This site is all about being honest and entertaining and funny. One of the rules of writing, maybe even the Prime Directive of writing, and I'm sure many people would take issue with that saying that no this thing is more important or that thing is most important, but trust me, if you cannot learn to write as if you mother isn't looking over your shoulder you're dead meat. If you're dead meat none of the other important factors that go into good writing matter much, do they?
So, if nobody knows who I am, I can write without worrying that my Mother, or my wife, or any of my kids, or my Minister or any of the people that go to my church are looking over my shoulder and looking down their noses.
"Oh, look at that. Look what he said about that cake that Bessy Cheesenhoiser baked. Can you believe it? Hmmm. Hmmm. Hmmm. Well just see about that!"
It's not that I plan to slam people, cause I don't. It's just that people can get bent out of shape so easily and take things in print so strangely, in ways you never meant. Anyone that has written in print media for public consumption knows what I am talking about.
And I want to bring you all the best and quirkiest and strangest of my life. I believe that these things will be the funniest and the most entertaining. And writing anonymously frees me to do so and give you the best product.
I am not my name anyway. Those of you, if there ever are any of you, that read my blog will certainly, without a doubt, come to know me better than even my parents do. Presenting ones thoughts and life publicly has a way to elucidate and illuminate in a way the direct description never does.
I may not always write this blog anonymously either. There may be a time in the future when I no longer feel I need to do so. With a large audience comes a certain amount of insulation from the hurt feelings of other people. It is an odd thing, but when you are writing for a big audience most people are so thrilled with the relative amount of fame and notoriety that they receive from seeing their name in print, that they almost don't care what you say about them.
Almost.
almost...
Nobody likes being attacked simply for the sake of being attacked. I don't plan to do that. I don't like mean spirited writing. I think it is cheap. I don't think it would be as entertaining as a piece that I have thought out and really put my heart into either. But their are times when you need to speak out against wrongs that you witness. I never see this as attacking somebody as much as I see it protecting other people and standing up for the truth. It is funny, though, that the "wrong doers" never seem to see it that way though.
It is part of the entertainment value of this blog for you not to know my identity and to attempt to guess it. I welcome that. It will be fun for all of us. Just don't expect me to acknowledge a correct guess either publicly or privately.

This is a photo of the marquee that was in front of the Tawas Movie theater. The theater is gone as are most drive-ins. All killed by daylight savings time. It has been replaced by a Taco Bell, a Gas station and a Presbyterian church. I really loved driveins. I really miss them. I also really love the entire Tawas, MI area. It is probably the greatest kept vacation destination on the planet so don't tell anybody about it! I spent a lot of summers in Tawas and East Tawas.
Someday, one of my blogints will be a biography that is as revealing as it can be without giving away my identity. When I write that blogint, it will be permanently posted to this page.

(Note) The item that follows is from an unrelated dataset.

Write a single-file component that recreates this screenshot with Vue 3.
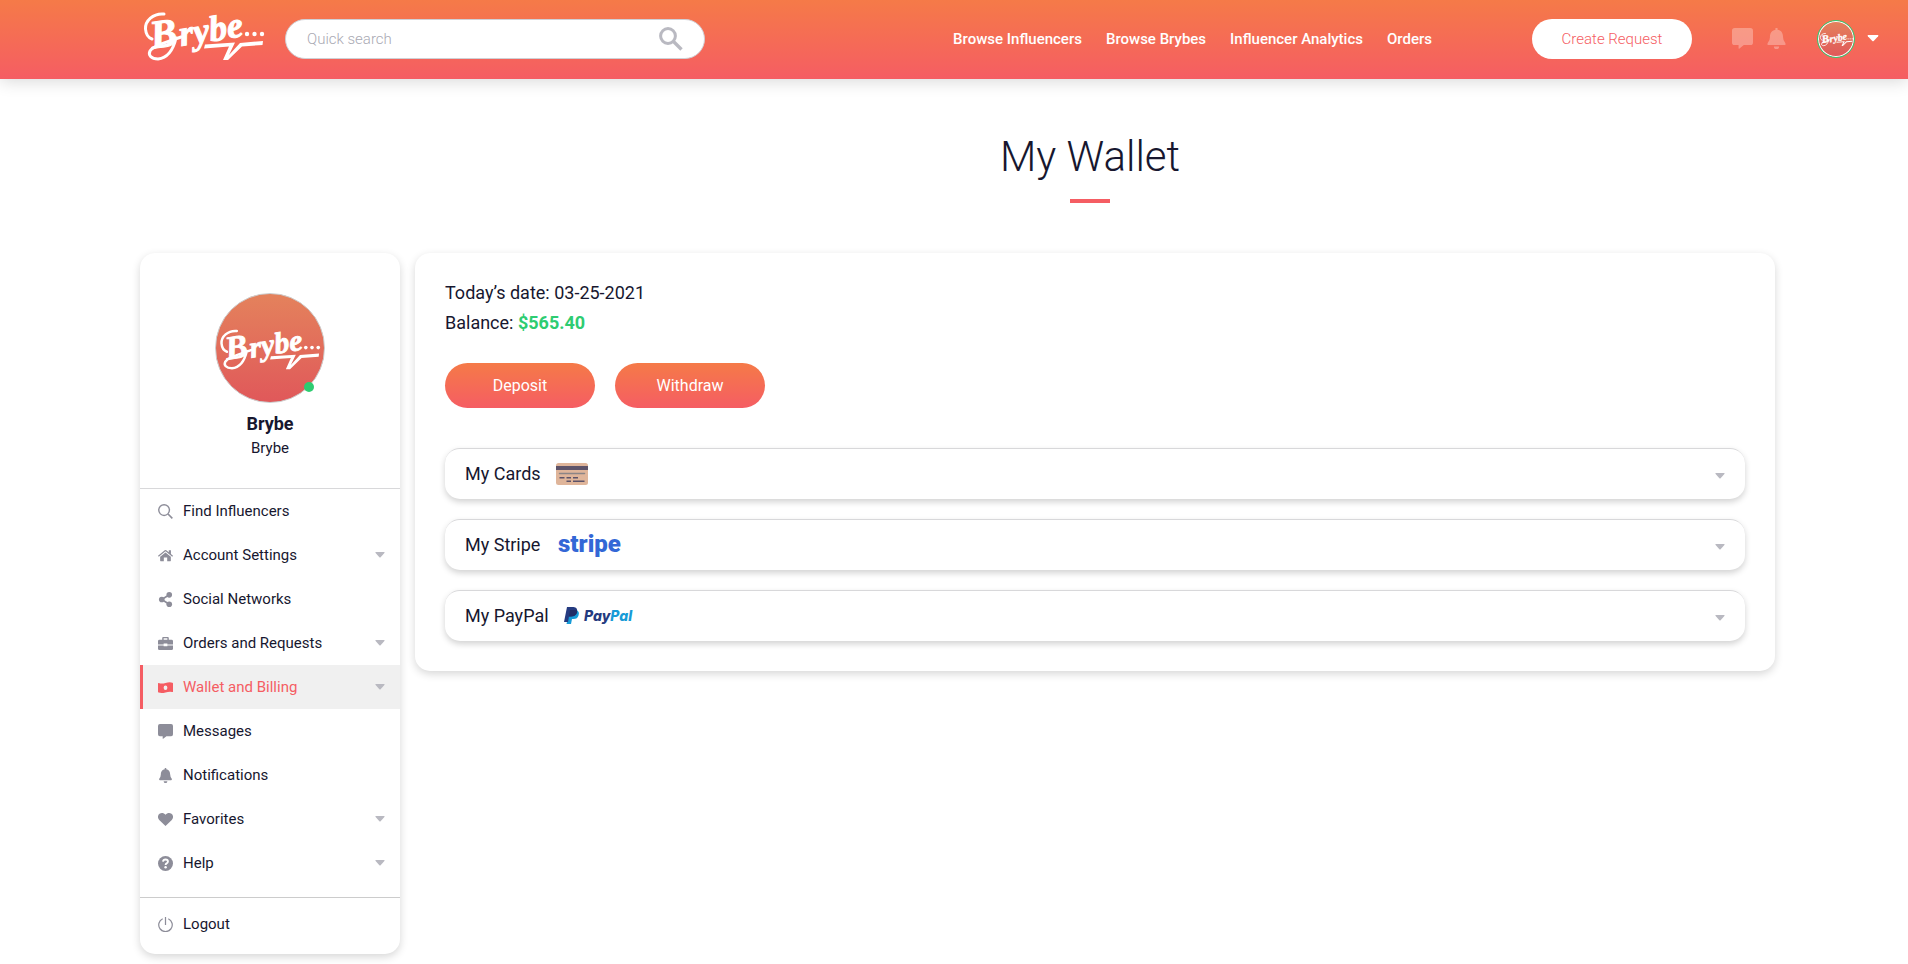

I am what the world would call a Christian, I believe it is more correct to say that I am a follower of Jesus. Don't panic! this doesn't mean I can't write honest, funny and entertaining blogints. Also, I firmly believe that many of the problems people have with Christianity
are fomented by a complete and utter lack of understanding on the part of most "Christians" and nonchristians as to exactly what the heck it was that Jesus told us. I also attribute it to a great deal of hypocrisy on the part of a great many "Christians". Both things make me sad because they drive needles wedge between humanity and Jesus.
In the immortal words of a minister friend of mine, upon my asking him why another minister had said something to me about my own faith in Jesus that had made me feel so bad about myself, "Well sir, it's because Christians are screwy." I tend to agree with that far too often.
Having said this, I must be honest enough to admit that I am sure I fall within the group of misunderstanders and hypocrites far more often than I would care to admit or would even realize for that matter.
I'm middle aged and overweight. I used to be a
young virile mountain biking, rock climbing, weight lifting stud whom my own parents used to refer to in a rather pejorative sense as "The Iron Man". The only thing Iron on me now is the supports in my shoes that keep my very flat arches from buckling under the weight of my man-mountain belly!
In college I studied commercial art and computer science. I pursued a doctorate in the
latter until I woke up one morning, decided I was sick to death of school and taking finals and doing other people's research for them. I quit school that day and started making "real" money a couple weeks later.